Merlotte’s parking lot: Holly goes to her car. Sheriff Andy Bellefleur comes up to her with flowers. She says it’s a bit too much right now. He says that’s OK.. that he’s sober and he’s lonely and he could be really good to someone if she lets him. Holly offers him a nice big hug, which he takes.

Sam’s house (outside): He and his girlfriend Luna kiss. He tries to convince her to stay for the night. Luna says her daughter isn’t ready for that. She feels that if they move too fast and get too happy, if they get too cute and cheesy G-d is going to drop a brick on their heads. Sam says life is violent so when you find something good, you have to enjoy it and celebrate it. Luna says OK, then drives away. Sam turns around and there is a wolf snarling at him.

Jason’s house: Jessica’s putting on her sexy black nylons. Jason asks if she’s really leaving. She says yes. He says if she didn’t like it, he can take direction. Jessica says she liked it a lot and suggested that next time, they might try oral! She says Hoyt was shy because of her fangs. (Yikes!) [They may not be as cute as she and Hoyt, but they are kinda cute together too.] She leaves and a moment later the door knocks. He think’s it’s her coming back. It’s not… it’s… Reverend Steve Newlin from the Fellowship of the Sun. He says, “Trick or treat?” and bares his fangs! OMG! He’s a vampyre!!

Parking garage: Alcide and a construction worker walking in the garage. Worker says something weird happened but he can’t remember anything. There is a huge hole in the floor and a silver chain in the busted concrete. Russell Edgington is back!!

Bill’s House: Pam Flanagan shows up at the door with some vampyre cops in their stupid outfits. Eric: “Hi, Nan. And gay stormtroopers.” Bill tells her the Marnie thing has been resolved. Nan is pissed off. She quit her job with the AmericanVampire League… and the authority. Bill: “No one quits the Authority.” Nan: “Quit. Fired. Same difference.” Her last duty was to execute Bill and Eric but then she realized she would be next. “I have been alive for 816 years. I refuse to be retired like a fat first wife!” She is rebelling against the Authority and wants Bill and Eric to join her. What’s in it for them? She helps them protect Sookie. Eric, bored with the conversation, kills the gay stormtroopers. Bill stakes Nan, turning her into goo. Eric: “What a bitch.”

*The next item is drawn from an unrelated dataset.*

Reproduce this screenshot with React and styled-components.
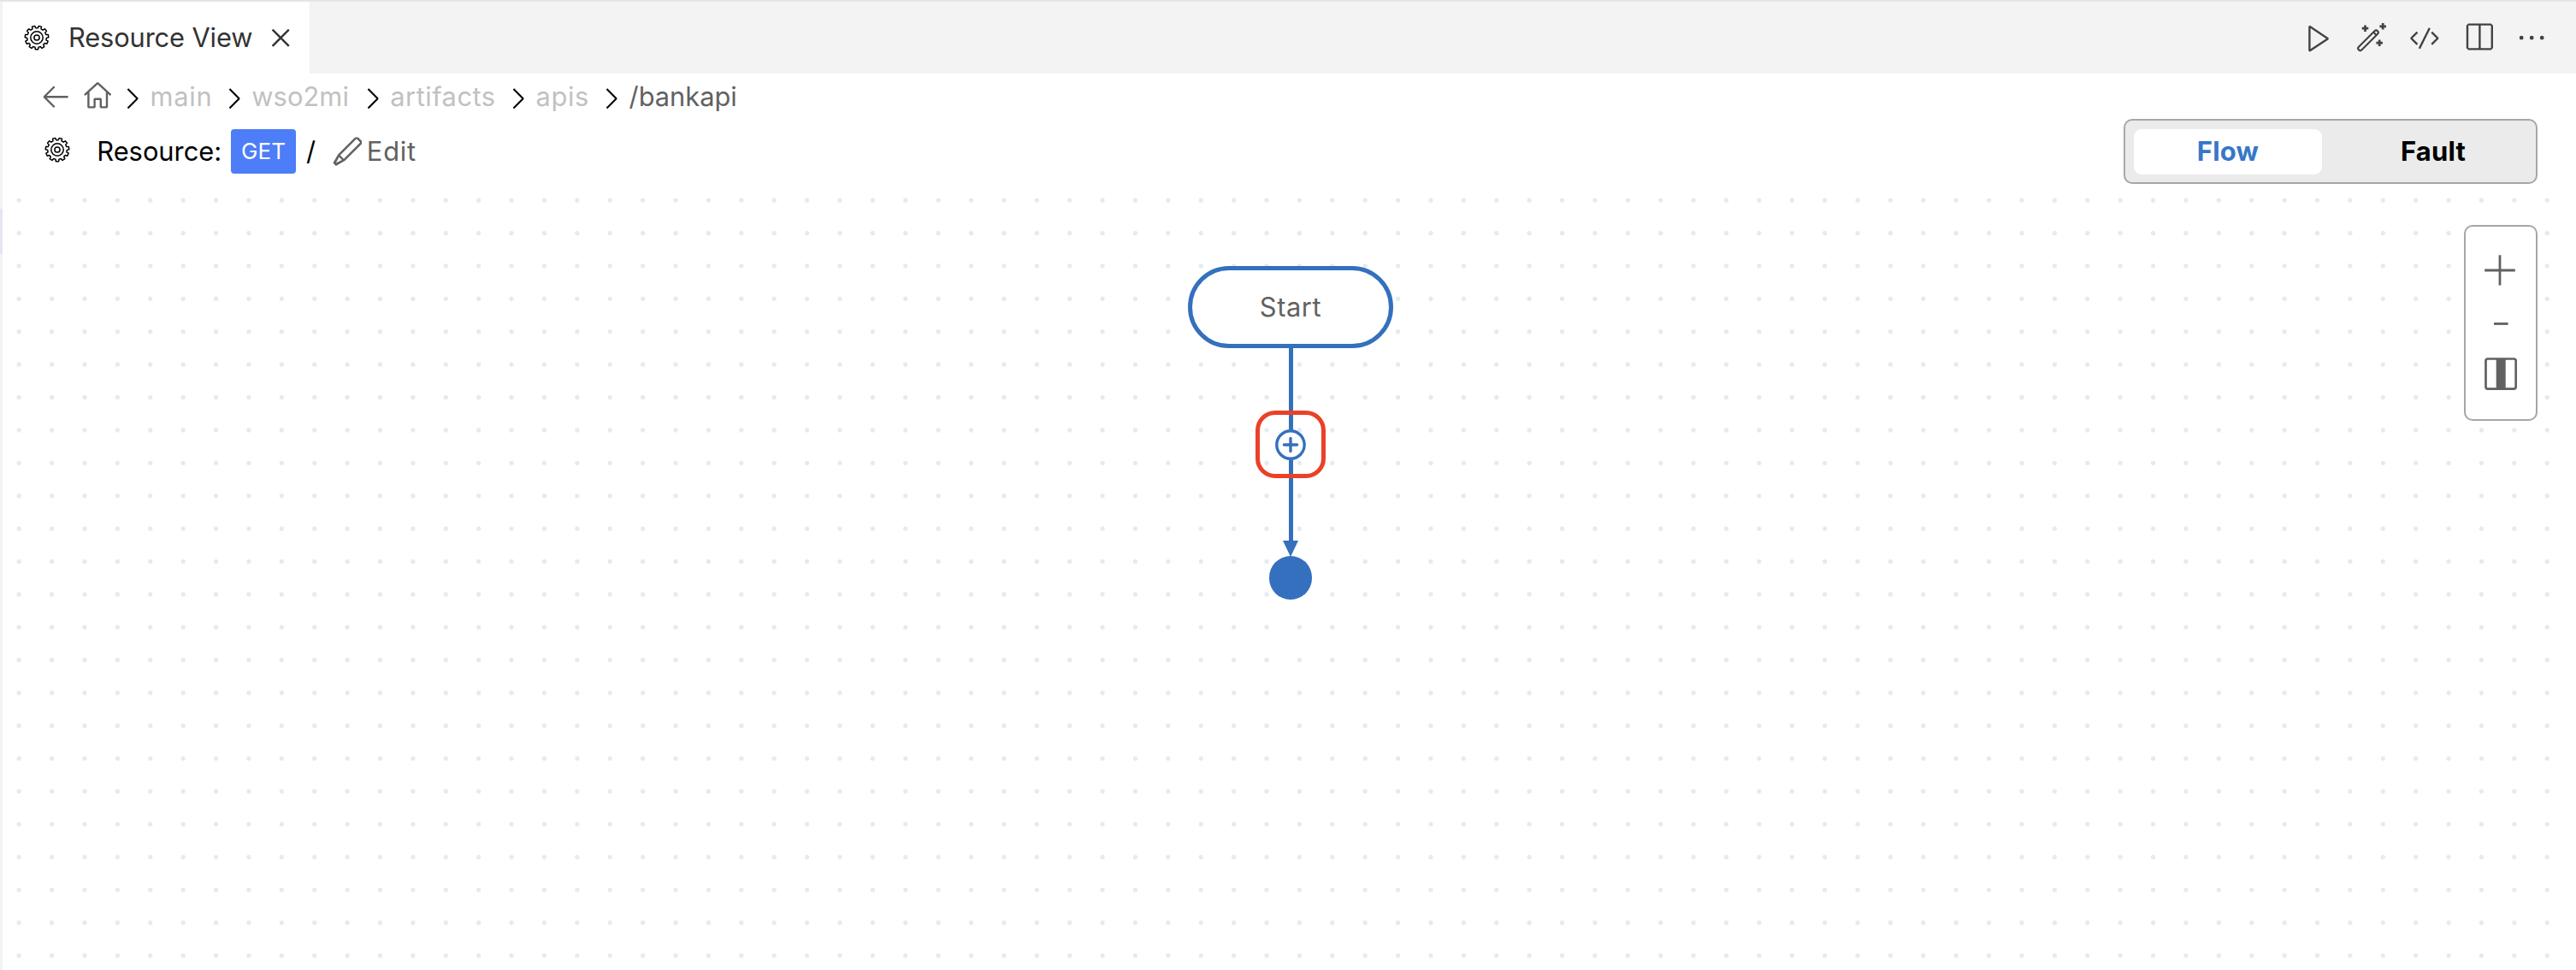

Sookie’s house: Sookie comes home. Hears TV. Thinks Tara is still awake. Goes to the fridge. ~click click~ It’s Debbie in the kitchen with a shotgun! Tara runs in front of Sookie to save her. Gets shot in the head. Sookie wrestles Debbie to the ground and blows her head off. Sookie cradles Tara on the kitchen floor screaming, “Somebody help us!”


Final Tally:

Dead: Jesus, Marnie, Pam Flanagan, Debbie.

Back: Russell Edgington, Steve Newlin

Unknown: Tara


2 comments on “TRUE BLOOD: Season 4 Finale (WARNING: Major Spoiler Alert!!)

  1. bunnynoah says:

    OMG! What a jam-packed finale to a great season! Bless those writers, directors and actors! They know how to pull off some Great entertainment!!! It just keeps getting better and better!